Eine etwas simple Ursache-Wirkung-Dramaturgie

Wenn „The Hater“ dennoch nicht ganz die Qualität von Komasas vorherigem Meisterwerk „Corpus Christi“ (2019) erreicht, liegt das unter anderem an einigen Klischees in den Figurenzeichnungen: Besonders auffällig ist das bei der Darstellung jener liberalen, in der Warschauer Kulturschickeria beheimateten Familie, die früher Urlaub bei Tomeks Eltern auf dem Land gemacht und das Studium des Jungen unterstützt hatte. Nach der Exmatrikulation muss Tomek erfahren, dass sich diese Familie, von der er sich Hilfe in der Not verspricht, angewidert abwendet; und schlimmer noch: Sie macht sich über ihn, den gescheiterten Aufsteiger, lustig. Während die Tochter in England studieren kann, bleibt er in ihren Augen der Outlaw, der er insgeheim für sie immer gewesen sein mag. Die scheinbar für alle Ewigkeit festgeschriebene soziale Ungleichheit befeuert Tomeks Zynismus, seinen Zorn, seinen Hass. Die Abwehrhaltung, mit der die Besitzenden ihm begegnen, und seine Schlussfolgerung, die eigene soziale Stellung nur durch pure Unmoral verbessern zu können, führen zum Desaster.
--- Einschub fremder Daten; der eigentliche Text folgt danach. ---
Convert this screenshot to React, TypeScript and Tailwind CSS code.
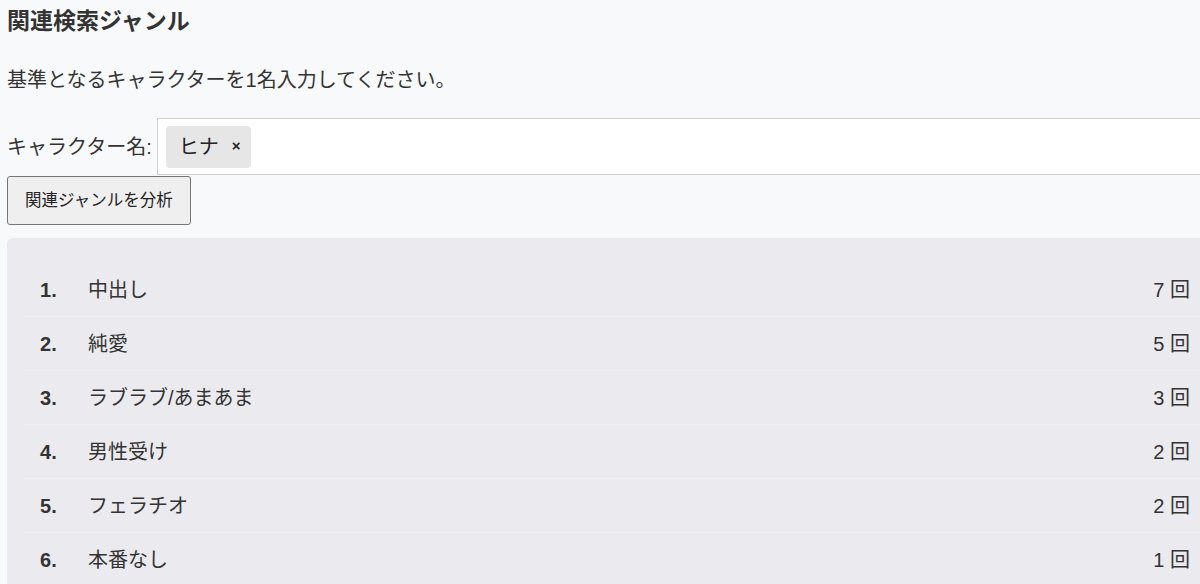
import React from "react";

const FONT = '"Liberation Sans", "Noto Sans CJK JP", sans-serif';

const GENRES = [
  { name: "中出し", count: 7 },
  { name: "純愛", count: 5 },
  { name: "ラブラブ/あまあま", count: 3 },
  { name: "男性受け", count: 2 },
  { name: "フェラチオ", count: 2 },
  { name: "本番なし", count: 1 },
];

export default function App() {
  return (
    <div
      className="min-h-screen overflow-hidden bg-[#f8f9fa] pl-[7px] text-[#333]"
      style={{ fontFamily: FONT }}
    >
      <h3 className="pt-[7px] text-[23px] font-bold leading-[28px]">関連検索ジャンル</h3>

      <p className="mt-[30px] text-[20px] leading-[30px]">
        基準となるキャラクターを1名入力してください。
      </p>

      <div className="mt-[23px] flex items-center">
        <label className="mr-[5px] whitespace-nowrap text-[20px]">キャラクター名:</label>
        <div className="flex h-[57px] min-w-[1100px] flex-1 items-center border border-[#cfcfcf] bg-white pl-[8px]">
          <span className="flex h-[42px] items-center rounded-[4px] bg-[#e6e6e6] pl-[13px] pr-[10px] text-[20px] text-[#222]">
            ヒナ
            <span className="ml-[13px] text-[15px] font-bold">×</span>
          </span>
        </div>
      </div>

      <button className="mt-[1px] h-[49px] rounded-[3px] border border-[#767676] bg-[#efefef] px-[17px] text-[16.5px] text-[#222]">
        関連ジャンルを分析
      </button>

      <div className="mt-[13px] rounded-tl-[6px] bg-[#ebebef] pl-[16px] pt-[25px]">
        {GENRES.map((g, i) => (
          <div
            key={g.name}
            className="flex h-[54px] items-center border-b border-[#efeff2] pl-[17px] pr-[10px]"
          >
            <span className="w-[48px] text-[20px] font-bold">{i + 1}.</span>
            <span className="flex-1 text-[20px]">{g.name}</span>
            <span className="text-[20px]">{g.count} 回</span>
          </div>
        ))}
      </div>
    </div>
  );
}
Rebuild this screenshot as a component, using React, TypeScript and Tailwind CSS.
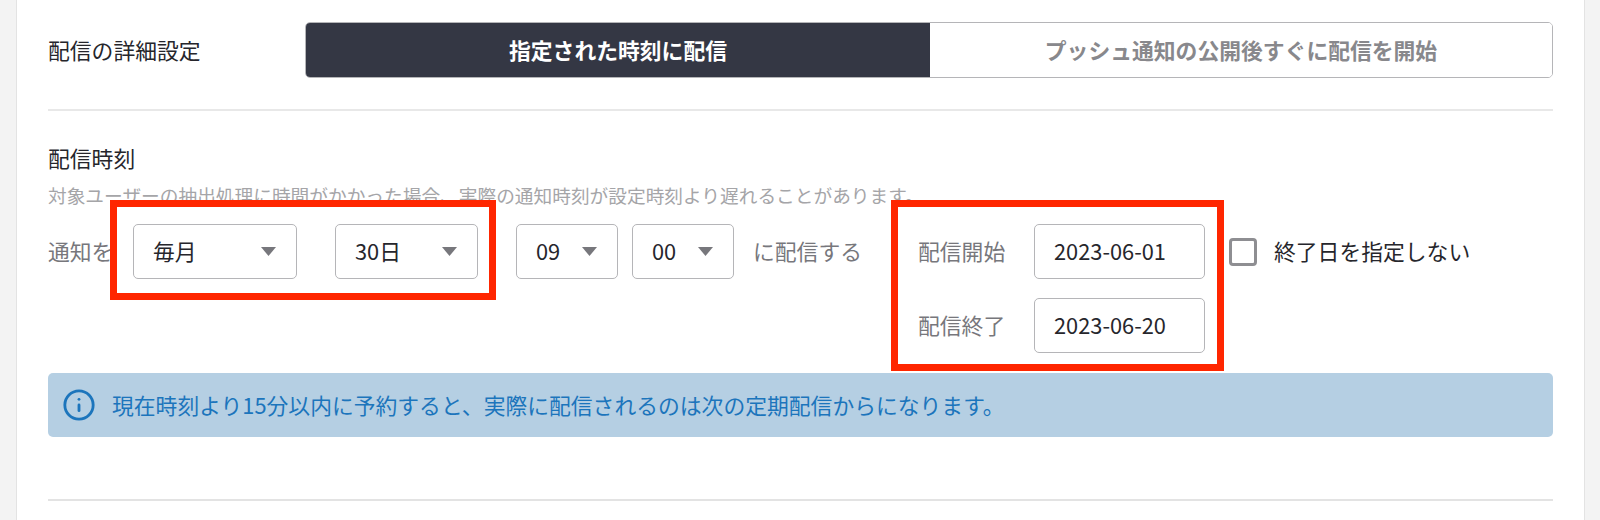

Dieses dramaturgische Geflecht wirkt im Ganzen etwas simpel, so wie Kameraführung und Kadrage eher an einen besseren Fernsehkrimi erinnern als an großes Kino. Die Verstörung, die das Sujet beim Zuschauer auslöst, wird durch überdeutliche Ursachenbehauptung verkleinert. Obwohl „The Hater“ als Parabel auf die aus den Fugen geratene bürgerliche Zivilgesellschaft durchaus Sinn macht, war Komasa mit „Corpus Christi“ und dessen unausgesprochenen, unaufgeklärten Geheimnissen ästhetisch schon einen Schritt weiter.